Budaya ini semakin diperburuk dengan rendahnya kualitas pendidikan dan keterbatasan ekonomi. Dalam banyak kasus, masyarakat cenderung menerima informasi tanpa kritis karena tidak memiliki sumber daya atau pengetahuan untuk menelaahnya. Ini menciptakan siklus di mana individu tetap terjebak dalam lingkaran pemikiran yang tidak berkembang dan memperkuat pola pikir pasif.
4. Lingkaran Kemiskinan: Dari Gizi Minim hingga Kurangnya Kemampuan Beradaptasi
Ketika gizi anak-anak terabaikan, perkembangan kognitif mereka terbatas, dan budaya ketergantungan pada otoritas terus berlangsung, terbentuklah sebuah lingkaran kemiskinan yang sulit diputus. Kurangnya nutrisi, berpikir kritis, dan kreativitas memengaruhi kemampuan generasi ini untuk mencapai pendidikan yang lebih baik atau berkompetisi di dunia kerja. Pada akhirnya, mereka mungkin akan mengalami kesulitan ekonomi, dan generasi berikutnya kemungkinan besar akan mengulangi siklus yang sama.
Lingkaran ini dapat menyebabkan penurunan produktivitas di masa depan. Menurut penelitian, kekurangan gizi pada anak dapat memengaruhi PDB suatu negara, yang berarti bahwa biaya jangka panjang bagi negara akan lebih besar dibandingkan dengan investasi pada kesehatan dan pendidikan saat ini.

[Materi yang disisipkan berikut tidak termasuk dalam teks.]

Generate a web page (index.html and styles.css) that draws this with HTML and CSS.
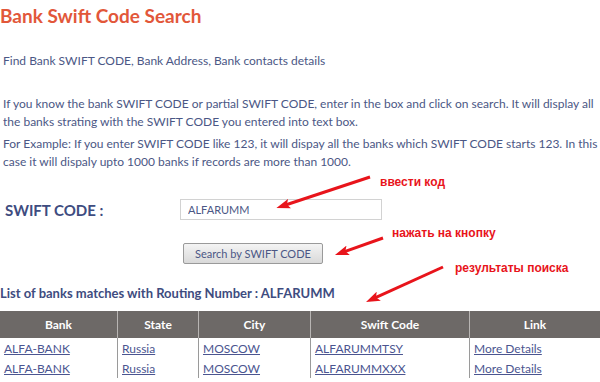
FILE: index.html
```html
<!DOCTYPE html>
<html lang="en">
<head>
    <meta charset="UTF-8">
    <meta name="viewport" content="width=device-width, initial-scale=1.0">
    <title>Bank Swift Code Search</title>
    <link rel="stylesheet" href="styles.css">
</head>
<body>
    <h1 class="title">Bank Swift Code Search</h1>
    <p class="intro">Find Bank SWIFT CODE, Bank Address, Bank contacts details</p>

    <p class="info">If you know the bank SWIFT CODE or partial SWIFT CODE, enter in the box and click on search. It will display all the banks strating with the SWIFT CODE you entered into text box.</p>
    <p class="info">For Example: If you enter SWIFT CODE like 123, it will dispay all the banks which SWIFT CODE starts 123. In this case it will dispaly upto 1000 banks if records are more than 1000.</p>

    <div class="search-row">
        <label for="swift">SWIFT CODE :</label>
        <input type="text" id="swift" value="ALFARUMM">
    </div>
    <div class="button-row">
        <button>Search by SWIFT CODE</button>
    </div>

    <h3 class="list-title">List of banks matches with Routing Number : ALFARUMM</h3>

    <table class="results">
        <tr>
            <th class="c-bank">Bank</th>
            <th class="c-state">State</th>
            <th class="c-city">City</th>
            <th class="c-code">Swift Code</th>
            <th>Link</th>
        </tr>
        <tr>
            <td><a href="#">ALFA-BANK</a></td>
            <td><a href="#">Russia</a></td>
            <td><a href="#">MOSCOW</a></td>
            <td><a href="#">ALFARUMMTSY</a></td>
            <td><a href="#">More Details</a></td>
        </tr>
        <tr>
            <td><a href="#">ALFA-BANK</a></td>
            <td><a href="#">Russia</a></td>
            <td><a href="#">MOSCOW</a></td>
            <td><a href="#">ALFARUMMXXX</a></td>
            <td><a href="#">More Details</a></td>
        </tr>
    </table>

    <!-- annotation arrows -->
    <svg class="notes" width="600" height="382" viewBox="0 0 600 382">
        <defs>
            <marker id="head" markerWidth="14" markerHeight="10" refX="6" refY="5" orient="auto" markerUnits="userSpaceOnUse">
                <path d="M0,0 L14,5 L0,10 L3,5 Z" fill="#e8141b"/>
            </marker>
        </defs>
        <line x1="370" y1="177" x2="284" y2="205.5" stroke="#e8141b" stroke-width="3" marker-end="url(#head)"/>
        <line x1="383" y1="238" x2="342.5" y2="252.3" stroke="#e8141b" stroke-width="3" marker-end="url(#head)"/>
        <line x1="443" y1="267" x2="373.3" y2="298.7" stroke="#e8141b" stroke-width="3" marker-end="url(#head)"/>
    </svg>
    <span class="note note-1">ввести код</span>
    <span class="note note-2">нажать на кнопку</span>
    <span class="note note-3">результаты поиска</span>
</body>
</html>
```

FILE: styles.css
```css
/* page */
body {
    margin: 0;
    font-family: Lato, "Open Sans", sans-serif;
    color: #4b5785;
    background-color: #fff;
    position: relative;
    width: 600px;
    height: 382px;
    overflow: hidden;
}

.title {
    margin: 4px 0 0 0;
    font-size: 19px;
    line-height: 24px;
    color: #e2573a;
}

.intro {
    margin: 24px 0 0 3px;
    font-size: 12px;
    line-height: 18px;
}

.info {
    margin: 25px 0 0 3px;
    font-size: 12px;
    line-height: 18px;
}

.info + .info {
    margin-top: 4px;
}

.search-row {
    display: flex;
    align-items: center;
    margin-top: 28px;
}

.search-row label {
    width: 180px;
    padding-left: 5px;
    box-sizing: border-box;
    font-size: 15px;
    font-weight: bold;
    color: #3e4c80;
}

.search-row input {
    width: 202px;
    height: 21px;
    box-sizing: border-box;
    padding: 0 7px;
    border: 1px solid #d2d2d2;
    font-family: inherit;
    font-size: 11px;
    color: #4b5785;
}

.button-row {
    margin: 22px 0 0 183px;
}

.button-row button {
    width: 140px;
    height: 21px;
    padding: 0;
    font-family: inherit;
    font-size: 11px;
    color: #4b5785;
    background: linear-gradient(#f4f4f4, #d9d9d9);
    border: 1px solid #9a9a9a;
    border-radius: 2px;
}

.list-title {
    margin: 20px 0 0 0;
    font-size: 13px;
    line-height: 18px;
    color: #3e4c80;
}

.results {
    margin-top: 9px;
    width: 600px;
    border-collapse: collapse;
    font-size: 12px;
}

.results th {
    height: 27px;
    background-color: #6d6967;
    color: #fff;
    font-weight: bold;
    border-left: 1px solid #b8b5b3;
    padding: 0;
}

.results th:first-child,
.results td:first-child {
    border-left: none;
}

.c-bank { width: 117px; }
.c-state { width: 80px; }
.c-city { width: 111px; }
.c-code { width: 158px; }

.results td {
    height: 20px;
    padding: 0 4px;
    border-left: 1px solid #9a9a9a;
}

.results a {
    color: #4b5590;
}

/* annotations */
.notes {
    position: absolute;
    left: 0;
    top: 0;
}

.note {
    position: absolute;
    font-family: "Liberation Sans", Arial, sans-serif;
    font-weight: bold;
    font-size: 12px;
    color: #e8141b;
    line-height: 14px;
}

.note-1 { left: 380px; top: 175px; }
.note-2 { left: 392px; top: 226px; }
.note-3 { left: 455px; top: 261px; }
```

Oleh karena itu, langkah konkret untuk meningkatkan kesejahteraan melalui peningkatan gaji, akses terhadap gizi, dan pendidikan yang mendorong berpikir kritis sangatlah mendesak.
5. Langkah Perbaikan: Pendidikan Gizi dan Penguatan Pemikiran Kritis
Untuk memutus lingkaran kemiskinan ini, diperlukan pendekatan holistik yang melibatkan berbagai pihak. Di antaranya:
Peningkatan UMR: Pemerintah perlu mempertimbangkan peningkatan UMR untuk memastikan bahwa masyarakat dapat mengakses pangan yang bergizi.
Edukasi Nutrisi: Edukasi tentang pentingnya gizi seimbang harus diperluas agar masyarakat memahami pentingnya mengutamakan makanan bernutrisi dibandingkan makanan murah yang tidak sehat.
Pengembangan Pendidikan Kritis: Sistem pendidikan harus diubah agar tidak hanya mengutamakan hafalan, tetapi juga membentuk siswa yang mampu berpikir kritis, menilai informasi secara objektif, dan belajar mengevaluasi sumber informasi.
Kesimpulan
UMR rendah dan akses terbatas terhadap pangan bergizi bukan hanya masalah ekonomi, tetapi juga berdampak luas pada kemampuan berpikir kritis dan produktivitas generasi mendatang. Kondisi ini berpotensi memperkuat kemiskinan antargenerasi di Indonesia. Upaya kolektif untuk meningkatkan gaji, akses nutrisi, dan kesadaran kritis dalam pendidikan sangat penting untuk memutus lingkaran ini dan menciptakan generasi yang lebih sehat, mandiri, dan kompeten.